Lyfts Tumbling Stock Is A Worrying Sign For Other IPO-bound Unicorns

Lyft Inc. closed its second day of trading 4.2 percent below its $72 public offering price, an ominous sign for the stampede of unicorn companies planning to follow the ride-hailing business to the stock markets this year.

The IPO has become a test case, not just for rival Uber Technologies Inc., but for a glut of highly valued startups like Pinterest Inc., Postmates Inc. and Slack Technologies Inc. that have signaled plans to list this year. Slack has selected the New York Stock Exchange for a planned direct listing this summer, a person familiar with the matter told Bloomberg.

Getting Wall Street hyped for an IPO is a practiced science, but managing expectations after a public offering is a game of market psychology that Lyft and its underwriters saw turn against them on Monday, said David Erickson, a finance professor at the University of Pennsylvania’s Wharton School.

“I was surprised that it blew through the IPO price so quickly,” he said. “While there was a lot of enthusiasm on Friday, it’s obviously been dampened today, and it’s hard to recreate that moment once you lose it, in the near term.”
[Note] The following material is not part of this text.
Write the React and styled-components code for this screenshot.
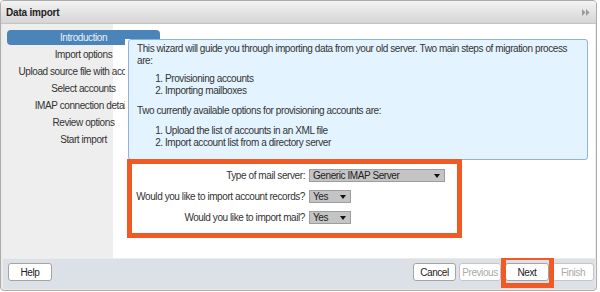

Lyft worked hard to drum up that excitement ahead of last week’s offering. It told prospective investors on the second day of a well-attended road show that the deal was oversubscribed. It raised price expectations from a range of $62 to $68 a share, finally opting for $72.

Price Drop

On Friday, the shares opened on the Nasdaq Global Select Market at about $87 — 21 percent above the IPO price. By the close of trading that day, the price was down to $78. On Monday Lyft fell as low as $67.78 before closing trading at $69.01. The Nasdaq closed the day up 1.3 percent.

You can’t read too much into the first days of trading. It took Snap Inc. four months to dip beneath its 2017 IPO price, and at $11.36 on Monday it’s still below that the $17 a share offer price. Facebook Inc. dropped below its IPO price on the second day of trading and had a rocky first year on the market before the stock took off.

Underwriters’ ‘Struggle’

Lyft worked with JPMorgan Chase & Co., which led the offering with Credit Suisse Group AG and Jefferies Financial Group Inc. The San Francisco-based company reserved a pocket of shares, called a greenshoe, for bankers to help stabilize — and sometimes defend — the IPO price. “It’s going to be a struggle today for the underwriters to keep it around the IPO price,” said Erickson, a former co-head of global equity capital markets at Barclays Plc.

They will all be watching anxiously over the coming days to see whether the stock recovers, said Tom White, a senior analyst at D.A. Davidson. “At an emotional level I’m sure the company and the bankers don’t want to see it break the price that it went out at,” he said. “It will take a couple of days before we get a clear sense of where it stabilizes.”

Lyft is a model of the unicorn class of companies that secured valuations in excess of $1 billion from private investors and will soon seek validation from the public. These are high-growth companies, with even higher propensities to burn through capital, and they’re built around compelling narratives of world-altering potential.

Lyft has said it can fundamentally alter transportation and eventually usher in a world of self-driving cars. The same can be said of Uber, which is expected to publicly file paperwork for its own IPO this month. Slack makes similar promises of reinventing how workers communicate and Postmates regarding how people shop for food and other goods.

Volatile, Polarizing

Such story-driven stocks tend to be volatile and polarizing among investors, said Jake Fuller, managing director of equities research at Guggenheim Securities LLC. “People kind of shake out on one side or the other on the debate.”

A story that doesn’t pan out can lead to losses, as meal kit delivery company Blue Apron Holdings Inc. Its shares have fallen about 90 percent from the initial price to 99 cents on Monday.

At the center of the debate is how to value a company that lost almost $1 billion last year. Even after the declines, the market still values Lyft above its last private valuation. On a price-to-sales basis, Lyft’s market capitalization far exceeds that of other internet companies, wrote Mandeep Singh, an analyst for Bloomberg Intelligence. “The reality is setting in,” he wrote. “The valuation is too high for Lyft.”